En 1910, para nuestro primer centenario, Anales incluye un texto en mapudungun con traducción del propio autor, Manuel Manquilef González. Mestizo de un cacique y una cautiva chilena, Manquilef nació en nuestra frontera no sólo geográfica sino cultural y emocional. En esta breve autobiografía Manquilef relata, con insuperable discreción, una escena conmovedora. Criado por su abuela mapuche desde que tenía un año, -quien lo cuidó, dice, «como una reliquia de sus esperanzas»--, un día reciben una visita extraña. La escena ocurre por 1895. Cito: «Permaneciendo una tarde a la orilla del fogón de mi ruka, teniendo a mi abuelita en mi frente y estando yo con mis piernas cruzadas raspando una papa para engullírmela con medken, vi repentinamente a una señora con mi padre y que con ansias me contemplaban. La señora me habló y yo corrí a las rodillas de mi abuela, sin entender una palabra del idioma que la chiñurra hablaba. Al día siguiente se me condujo a una escuela pagada en donde [...] aprendí a articular palabritas chilenas.» (p. 397)

Hay que imaginarse al cacique y su cautiva en la puerta de esa ruka. Y el miedo del pequeño Manquilef ante el idioma desconocido de su madre, que no era su lengua materna. La larga educación formal de Manquilef, que culminará en la escuela normal de Chillán, comienza con ese gesto defensivo del niño que instintivamente corre a refugiarse sobre las rodillas de su abuela de la cual vienen a separarlo. Separarlo de la tierra que conoce y la lengua que sabe, para enseñarle aquello que él describe con ternura y acaso una punta de ironía, como «palabritas chilenas».

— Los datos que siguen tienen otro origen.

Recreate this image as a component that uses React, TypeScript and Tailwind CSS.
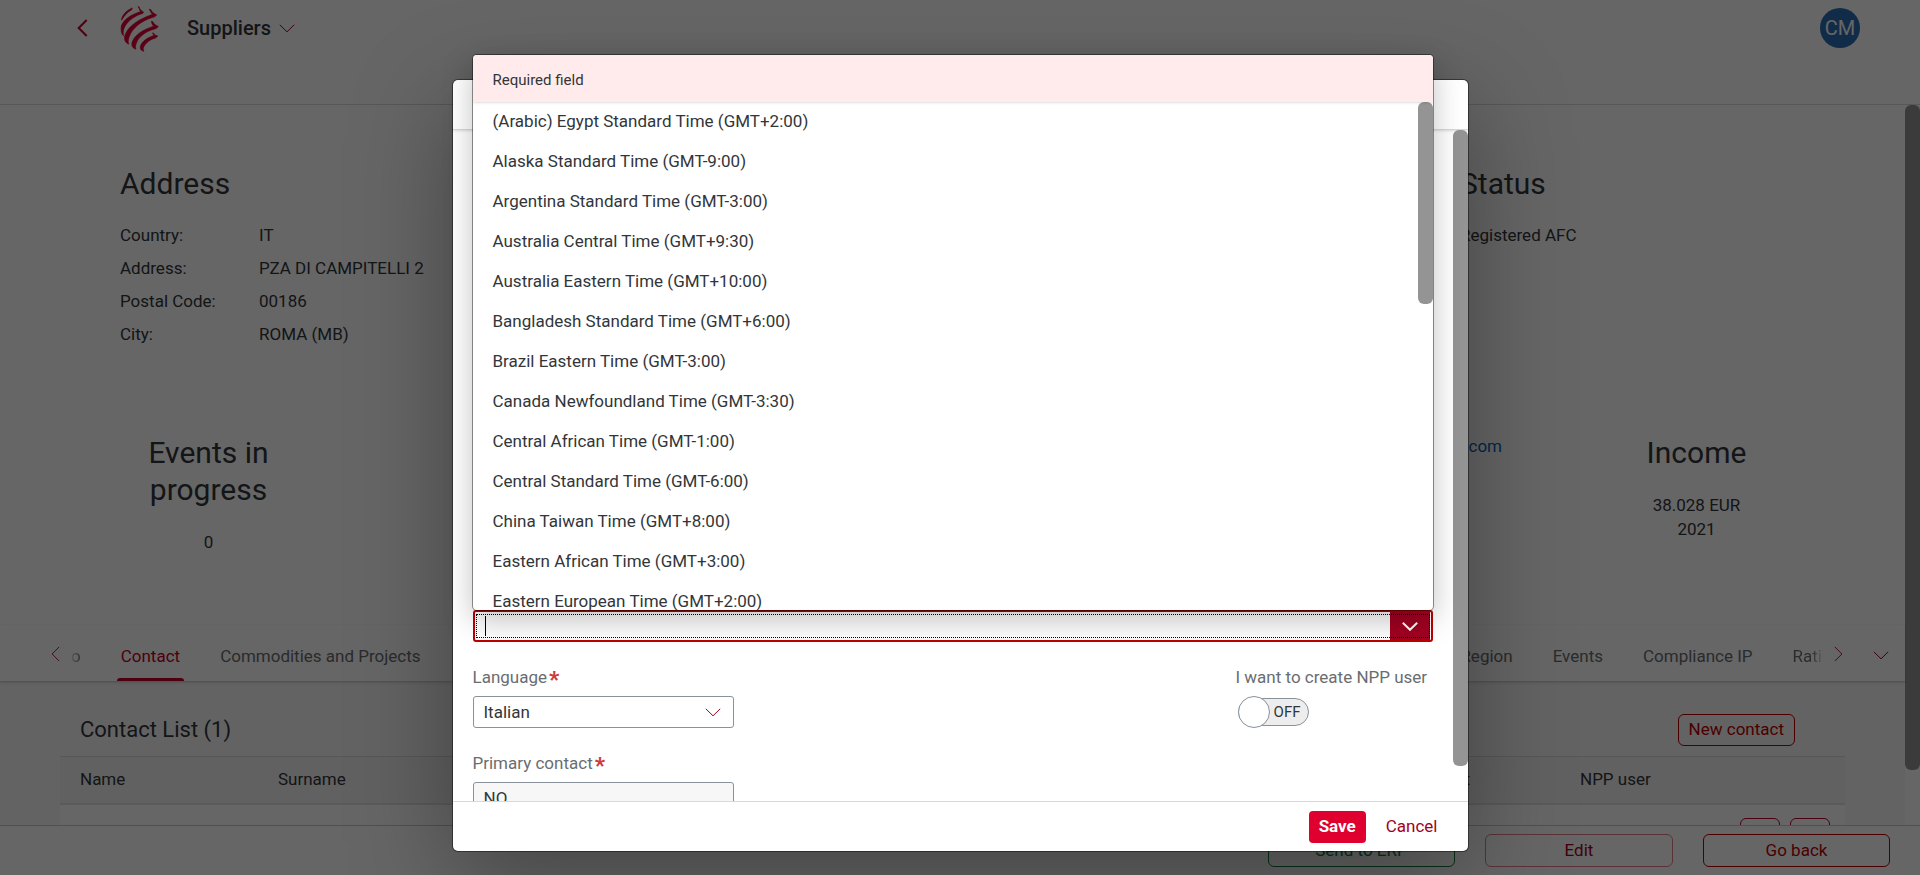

Esas dos narraciones, la del niño privilegiado que asistió a la fundación de una universidad, de la que luego sería Rector, y esa otra, la del niño mestizo que no entendía el idioma de su madre, pero que llegaría a ser profesor y puente entre sus dos lenguas, no coinciden por casualidad en las páginas de esta antología. Son relatos profundamente simbólicos de esta universidad. Corresponden al espíritu de esta casa. Son verdades que se han llamado, eslabonado y empujado entre sí, para formarla. Aquí se encuentran los extremos de Chile: hablan diferente pero se entienden en un estilo semejante: el del amor y el respeto a la verdad y a la belleza.

Esos dos niños nos sugieren el espíritu de ese estilo. El estilo universitario no está en el orgullo del conocimiento, sino en la humildad ante lo desconocido.

Como la poesía, que es algo más que el mero idioma que la expresa, la sabiduría es algo más que el saber; nace antes y sigue más allá. Está en la distracción maravillada de un niño ante una espadita de juguete, en una solemne ceremonia de fundación. Y está en el recuerdo de un sabio mestizo que aprendió lo esencial de su abuela y de la tierra. Mucho antes de que la escuela y la universidad le enseñaran a traducirlo mediante unas cuantas “palabritas chilenas”.